Trace Creek is stringy like a mop, thick with algae and Sphaerotilus natans, a bacteria-loving growth known as “sewage fungus.” Coming down Liz Smith’s ridge in White Bluff, you can smell the creek before you see it. The odor falls somewhere between industrial cleaning solution and an over-chlorinated swimming pool.
According to Smith, it’s worse in the summer when the creek gets low and the air is hot. Last year, she began clearing a path to the creek for her grandkids when her brother, who had experience assessing water quality, raised concerns about the smell and a visible layer of gray-green scum.
“This is what people do here — we go out in the waterways,” says Smith, standing in her kitchen on a warm April day. “I want that pipe shut down. It’s a disaster.”
On the edge of Smith’s property, a white PVC pipe juts out from the bank, pumping treated sewage into Trace Creek. This is the discharge point for the White Bluff Wastewater Treatment Plant on Shady Oak Road, operated by the Dickson County Water Authority. Further upstream, before the discharge point, the scum and algae clear up, giving way to a rocky creek bed full of snails and camouflaged stoneflies.
“Their discharge permit prohibits discharge that creates visible scum, objectionable appearance, anything that would interfere with the recreational uses of this stream,” says George Nolan, an attorney at the Southern Environmental Law Center. “It appears to us that it’s a very clear pollution problem that needs to be addressed.” He brought the issue to the Tennessee Department of Environment and Conservation, which regulates water permits. They didn’t see a problem. In fact, TDEC had just approved their discharge permit.
“Frankly, we were shocked when TDEC took the position that there is no pollution, no permit violation and no problem,” says Nolan.
The water authority, state regulators, residents and environmental groups are now navigating a maze of appeals, hearings, rulings and corrective action. In one corner, the Water Authority of Dickson County argues that its three sewage plants — “water reclamation facilities” in industry jargon — have remained compliant with their permits even while expanding capacity to absorb explosive population growth. In the other, the Southern Environmental Law Center, on behalf of the Harpeth Conservancy, an environmental group, argues that visible pollution from WADC’s discharge point requires immediate action from TDEC regulators.

Trace Creek
Both sides have gotten mixed results from state regulators. After initially dismissing environmentalists’ concerns — officially filed as what’s known as a 118(a) complaint brought under the Tennessee Water Quality Control Act of 1977 — TDEC will have to defend its rationale in administrative court. Nolan, SELC and the Harpeth Conservancy appealed TDEC’s dismissal, elevating the matter to the Tennessee Board of Water Quality. In its legal filing, SELC argues that TDEC “is turning a blind eye towards visible pollution in Trace Creek.” A trial date is set for late October.
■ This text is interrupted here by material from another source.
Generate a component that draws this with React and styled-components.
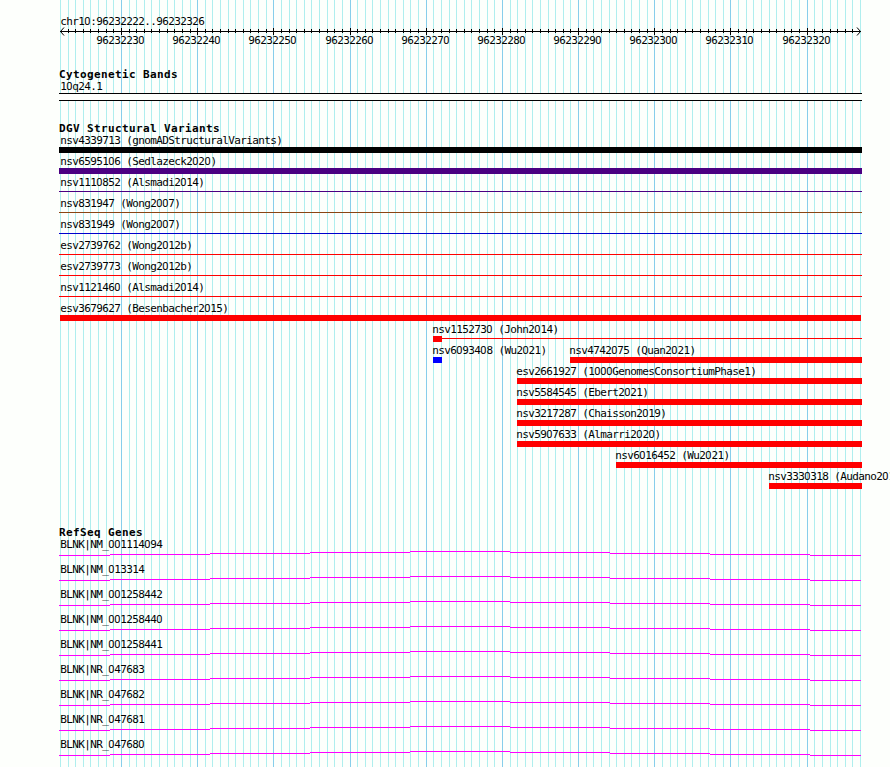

On April 4, TDEC indicated it will block WADC’s proposal for a new sewage treatment plant a few miles down Route 46 in Hickman County. The proposed plant would process up to 12 million gallons a day, several times bigger than WADC’s existing facilities, and discharge into Lick Creek, a popular fishing spot and tributary of the Duck River. The Lick and the Duck are vaunted as exceptional Tennessee waterways, an official recognition that confers additional protections against industry and development. Thousands of freshwater mussels purify the Duck, while Lick Creek is blessed with the coppercheek darter, a ray-finned fish the size of a large sardine.
The state argued that the facility’s danger to Lick Creek is more pressing than the need for additional sewage treatment. “WADC has not demonstrated that … degradation of Exceptional Tennessee Waters is necessary to accommodate important economic or social development … and has not demonstrated that less-degrading alternatives are not practicable,” reads its official statement, in part. The Tennessee Wildlife Federation and Friends of Lick Creek, a local advocacy group, celebrated the news. TDEC will host a public hearing in May before issuing a final ruling.
In its own letter, WADC argued that Dickson and Hickman counties are suffering economically. Expanded sewage capacity facilitates growth, allows for more homebuilding, and promotes industry. Waterways bear the burden. Population spillover from Nashville has driven demand for more infrastructure. Developers have pounced on cheaper land in Nashville’s “collar counties” like Dickson, Hickman, Cheatham, Sumner and Wilson. New clusters of homes mean solutions for how to get clean water in and sewage out.
“Builders, many from Nashville, come out to these rural communities that don’t have infrastructure for that kind of density,” says Dorie Bolze, who heads the Harpeth Conservancy. “They start to scream, ‘We don’t have enough money for a sewer plant.’ It’s hard for small towns. Growth needs water and sewer.”
More homes means more toilets; more flushing means more chlorine, nitrogen, PFOS, PFAS, phosphorus, E. coli and other chemical aspects of human life. Sewage discharge puts the state in the middle of growth and environmental protections, arbitrating an increasingly intense competition for habitat in Middle Tennessee between the residents of its houses and the residents of its rivers.